You might call it the skyboxification of American life. It’s not good for democracy, nor is it a satisfying way to live. Democracy does not require perfect equality, but it does require that citizens share in a common life. What matters is that people of different backgrounds and social positions encounter one another, and bump up against one another, in the course of everyday life. For this is how we learn to negotiate and abide our differences, and how we come to care for the common good. And so, in the end, the question of markets is really a question about how we want to live together. Do we want a society where everything is up for sale? Or are there certain moral and civic goods that markets do not honor and money cannot buy?
-Sandel, Michael J. (2012-04-24). What Money Can't Buy: The Moral Limits of MarketsAdditionally, comparing salaries of bankers, management consultants with chefs, engineers and carpenters is another example that markets don't necessarily allocate financial rewards based on hardwork, smarts or benefits to society but only market demand. However, demand itself has no moral or ethical rules or reason, prostitution being one example. If people demand it markets will provide it, price it and sell it. Markets are very efficient but with no moral or ethical codes or rules. The sad part is that market-thinking makes people judge themselves based on their financial status which often has nothing to do with how smart or creative they are, but rather how well they can work in a demanding fields. For example, if markets rewarded people based on smarts and hard work NASA scientists putting a robot on Mars would make more money than MTV reality stars but not the case not even close.

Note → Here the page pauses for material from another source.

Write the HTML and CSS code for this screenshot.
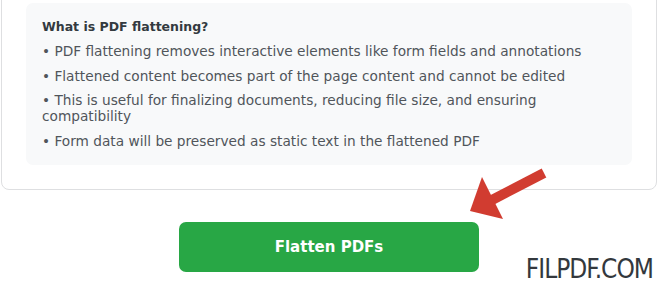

The irony remains that more money actually leads to less satisfaction, more status anxiety and more social isolation (country clubs, gated communities, infinite consumption and material belongings) and more meaningful and stimulating professions such as engineering, cooking, design and art are satisfying and engaging activities themselves regardless of financial incentives. This is where markets fail to consider the human factor, instead they assume people are robots and money is their fuel. People are humans with emotions, joys, hopes and fears and feed on social connections, respect and engaging hobbies and activities, things that can not be reduced to financial transaction or commodities.